As mentioned above, however, the nature of group benefits is that people move on from one organization to the next. What if the root cause is simply that your internal advocates keep switching organizations and catching you off guard? Great group advisors know how to minimize this sort of disruption (and no, it doesn’t involve sabotaging the careers of your internal advocates). Generally, great advisors focus on two things. First, they spread their relationship building throughout an organization. They don’t just deal with the head of HR, but also the owner, the CFO, the next-most senior HR person, and so on. This creates a buffer – even if the main point of contact is gone, the others in the organization will keep you in mind and keep the organization working with you.
Second, great advisors are proactive with their clients. This means that they often know in advance before an advocate leaves.
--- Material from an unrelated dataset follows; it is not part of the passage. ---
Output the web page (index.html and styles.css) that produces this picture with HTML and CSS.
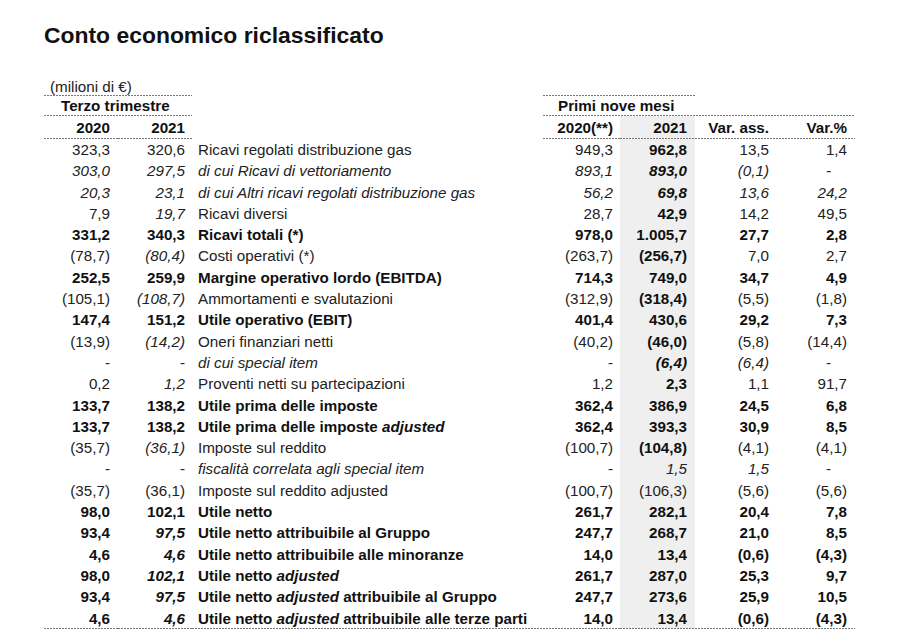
FILE: index.html
```html
<!DOCTYPE html>
<html lang="it">
<head>
<meta charset="utf-8">
<title>Conto economico riclassificato</title>
<link rel="stylesheet" href="styles.css">
</head>
<body>
<div class="page">
  <h1 class="title">Conto economico riclassificato</h1>
  <table class="ce">
    <colgroup>
      <col class="w-q"><col class="w-q2"><col class="w-label"><col class="w-p1"><col class="w-p2"><col class="w-v1"><col class="w-v2">
    </colgroup>
    <thead>
      <tr class="h-a">
        <td colspan="2" class="unit dl">(milioni di €)</td>
        <td></td>
        <td colspan="2" class="dl"></td>
        <td colspan="2"></td>
      </tr>
      <tr class="h-b">
        <td colspan="2" class="grp grp-l dl">Terzo trimestre</td>
        <td></td>
        <td colspan="4" class="grp grp-r dl">Primi nove mesi</td>
      </tr>
      <tr class="h-c">
        <th class="n1 dl">2020</th>
        <th class="n2 dl">2021</th>
        <th></th>
        <th class="n4 dl">2020(**)</th>
        <th class="n5 sh dl">2021</th>
        <th class="n6 dl">Var. ass.</th>
        <th class="n7 dl">Var.%</th>
      </tr>
    </thead>
    <tbody>
      <tr><td class="n1">323,3</td><td class="n2">320,6</td><td class="lb">Ricavi regolati distribuzione gas</td><td class="n4">949,3</td><td class="n5 sh b">962,8</td><td class="n6">13,5</td><td class="n7">1,4</td></tr>
      <tr class="i"><td class="n1">303,0</td><td class="n2">297,5</td><td class="lb">di cui Ricavi di vettoriamento</td><td class="n4">893,1</td><td class="n5 sh b">893,0</td><td class="n6">(0,1)</td><td class="n7 dash">-</td></tr>
      <tr class="i"><td class="n1">20,3</td><td class="n2">23,1</td><td class="lb">di cui Altri ricavi regolati distribuzione gas</td><td class="n4">56,2</td><td class="n5 sh b">69,8</td><td class="n6">13,6</td><td class="n7">24,2</td></tr>
      <tr><td class="n1">7,9</td><td class="n2 i">19,7</td><td class="lb">Ricavi diversi</td><td class="n4">28,7</td><td class="n5 sh b">42,9</td><td class="n6">14,2</td><td class="n7">49,5</td></tr>
      <tr class="b"><td class="n1">331,2</td><td class="n2">340,3</td><td class="lb">Ricavi totali (*)</td><td class="n4">978,0</td><td class="n5 sh">1.005,7</td><td class="n6">27,7</td><td class="n7">2,8</td></tr>
      <tr><td class="n1">(78,7)</td><td class="n2 i">(80,4)</td><td class="lb">Costi operativi (*)</td><td class="n4">(263,7)</td><td class="n5 sh b">(256,7)</td><td class="n6">7,0</td><td class="n7">2,7</td></tr>
      <tr class="b"><td class="n1">252,5</td><td class="n2">259,9</td><td class="lb">Margine operativo lordo (EBITDA)</td><td class="n4">714,3</td><td class="n5 sh">749,0</td><td class="n6">34,7</td><td class="n7">4,9</td></tr>
      <tr><td class="n1">(105,1)</td><td class="n2 i">(108,7)</td><td class="lb">Ammortamenti e svalutazioni</td><td class="n4">(312,9)</td><td class="n5 sh b">(318,4)</td><td class="n6">(5,5)</td><td class="n7">(1,8)</td></tr>
      <tr class="b"><td class="n1">147,4</td><td class="n2">151,2</td><td class="lb">Utile operativo (EBIT)</td><td class="n4">401,4</td><td class="n5 sh">430,6</td><td class="n6">29,2</td><td class="n7">7,3</td></tr>
      <tr><td class="n1">(13,9)</td><td class="n2 i">(14,2)</td><td class="lb">Oneri finanziari netti</td><td class="n4">(40,2)</td><td class="n5 sh b">(46,0)</td><td class="n6">(5,8)</td><td class="n7">(14,4)</td></tr>
      <tr><td class="n1">-</td><td class="n2">-</td><td class="lb i">di cui special item</td><td class="n4">-</td><td class="n5 sh b i">(6,4)</td><td class="n6 i">(6,4)</td><td class="n7 dash">-</td></tr>
      <tr><td class="n1">0,2</td><td class="n2 i">1,2</td><td class="lb">Proventi netti su partecipazioni</td><td class="n4">1,2</td><td class="n5 sh b">2,3</td><td class="n6">1,1</td><td class="n7">91,7</td></tr>
      <tr class="b"><td class="n1">133,7</td><td class="n2">138,2</td><td class="lb">Utile prima delle imposte</td><td class="n4">362,4</td><td class="n5 sh">386,9</td><td class="n6">24,5</td><td class="n7">6,8</td></tr>
      <tr class="b"><td class="n1">133,7</td><td class="n2">138,2</td><td class="lb">Utile prima delle imposte <i>adjusted</i></td><td class="n4">362,4</td><td class="n5 sh">393,3</td><td class="n6">30,9</td><td class="n7">8,5</td></tr>
      <tr><td class="n1">(35,7)</td><td class="n2 i">(36,1)</td><td class="lb">Imposte sul reddito</td><td class="n4">(100,7)</td><td class="n5 sh b">(104,8)</td><td class="n6">(4,1)</td><td class="n7">(4,1)</td></tr>
      <tr><td class="n1">-</td><td class="n2">-</td><td class="lb i">fiscalità correlata agli special item</td><td class="n4">-</td><td class="n5 sh i">1,5</td><td class="n6 i">1,5</td><td class="n7 dash">-</td></tr>
      <tr><td class="n1">(35,7)</td><td class="n2">(36,1)</td><td class="lb">Imposte sul reddito adjusted</td><td class="n4">(100,7)</td><td class="n5 sh">(106,3)</td><td class="n6">(5,6)</td><td class="n7">(5,6)</td></tr>
      <tr class="b"><td class="n1">98,0</td><td class="n2">102,1</td><td class="lb">Utile netto</td><td class="n4">261,7</td><td class="n5 sh">282,1</td><td class="n6">20,4</td><td class="n7">7,8</td></tr>
      <tr class="b"><td class="n1">93,4</td><td class="n2 i">97,5</td><td class="lb">Utile netto attribuibile al Gruppo</td><td class="n4">247,7</td><td class="n5 sh">268,7</td><td class="n6">21,0</td><td class="n7">8,5</td></tr>
      <tr class="b"><td class="n1">4,6</td><td class="n2 i">4,6</td><td class="lb">Utile netto attribuibile alle minoranze</td><td class="n4">14,0</td><td class="n5 sh">13,4</td><td class="n6">(0,6)</td><td class="n7">(4,3)</td></tr>
      <tr class="b"><td class="n1">98,0</td><td class="n2 i">102,1</td><td class="lb">Utile netto <i>adjusted</i></td><td class="n4">261,7</td><td class="n5 sh">287,0</td><td class="n6">25,3</td><td class="n7">9,7</td></tr>
      <tr class="b"><td class="n1">93,4</td><td class="n2 i">97,5</td><td class="lb">Utile netto <i>adjusted</i> attribuibile al Gruppo</td><td class="n4">247,7</td><td class="n5 sh">273,6</td><td class="n6">25,9</td><td class="n7">10,5</td></tr>
      <tr class="b last"><td class="n1 dl">4,6</td><td class="n2 i dl">4,6</td><td class="lb dl">Utile netto <i>adjusted</i> attribuibile alle terze parti</td><td class="n4 dl">14,0</td><td class="n5 sh dl">13,4</td><td class="n6 dl">(0,6)</td><td class="n7 dl">(4,3)</td></tr>
    </tbody>
  </table>
</div>
</body>
</html>
```
FILE: styles.css
```css
html, body {
  margin: 0;
  padding: 0;
  background: #ffffff;
}

.page {
  padding: 21px 0 0 44px;
  font-family: "Liberation Sans", Arial, sans-serif;
  color: #222222;
}

.title {
  margin: 0;
  font-size: 22.9px;
  line-height: 28px;
  font-weight: bold;
  color: #111111;
}

.ce {
  margin-top: 29px;
  border-collapse: collapse;
  table-layout: fixed;
  width: 811px;
  font-size: 15.2px;
}

.w-q { width: 74px; }
.w-q2 { width: 74px; }
.w-label { width: 351px; }
.w-p1 { width: 77px; }
.w-p2 { width: 75px; }
.w-v1 { width: 81px; }
.w-v2 { width: 79px; }

.ce td, .ce th {
  padding: 0;
  white-space: nowrap;
  vertical-align: middle;
  font-weight: normal;
}

.h-a td { height: 18px; line-height: 18px; }
.h-b td { height: 20px; line-height: 20px; }
.h-c th { height: 23px; line-height: 23px; font-weight: bold; color: #111111; }

.ce tbody td { height: 21.3px; line-height: 21.3px; }

.unit { padding-left: 6px !important; }
.grp { font-weight: bold !important; color: #111111; }
.grp-l { padding-left: 17px !important; }
.grp-r { padding-left: 15px !important; }

.n1 { text-align: right; padding-right: 8px !important; }
.n2 { text-align: right; padding-right: 7px !important; }
.lb { text-align: left; padding-left: 6px !important; }
.n4 { text-align: right; padding-right: 7px !important; }
.n5 { text-align: right; padding-right: 8px !important; }
.n6 { text-align: right; padding-right: 7px !important; }
.n7 { text-align: right; padding-right: 8px !important; }
.n7.dash { padding-right: 24px !important; }

.sh { background-color: #efefef; }

.b, .b td { font-weight: bold !important; color: #111111; }
.i, .i td { font-style: italic; }

.dl {
  background-image: linear-gradient(to right, #777777 2px, transparent 2px);
  background-size: 3px 1px;
  background-repeat: repeat-x;
  background-position: left bottom;
}
```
After all, in more senior positions, career switches usually take a fair bit of time to occur. With regular touch points, you can often find out that your advocate is leaving before they have left and arrange to be put in touch with their replacement ASAP. Even if your advocate never mentions it to you, cursory checkups of their LinkedIn can alert you to a job change soon after it happens, giving you enough time to get re-engaged with the organization before the new person decides to re-evaluate their group benefits package.
Overall, then, if you find that you are getting too many AORs, you need to focus on being more proactive with your clients.
In the end, every advisor loses clients. Every single one of them. So if this is happening to you, don’t take it personally. However, figure out if there are ways to mitigate and minimize the number of people you lose. At the core, this is all about relationships. Build and maintain strong client relationships throughout important organizations and stay on top of these relationships. Doing so will minimize how often you are blindsided by an AOR change request.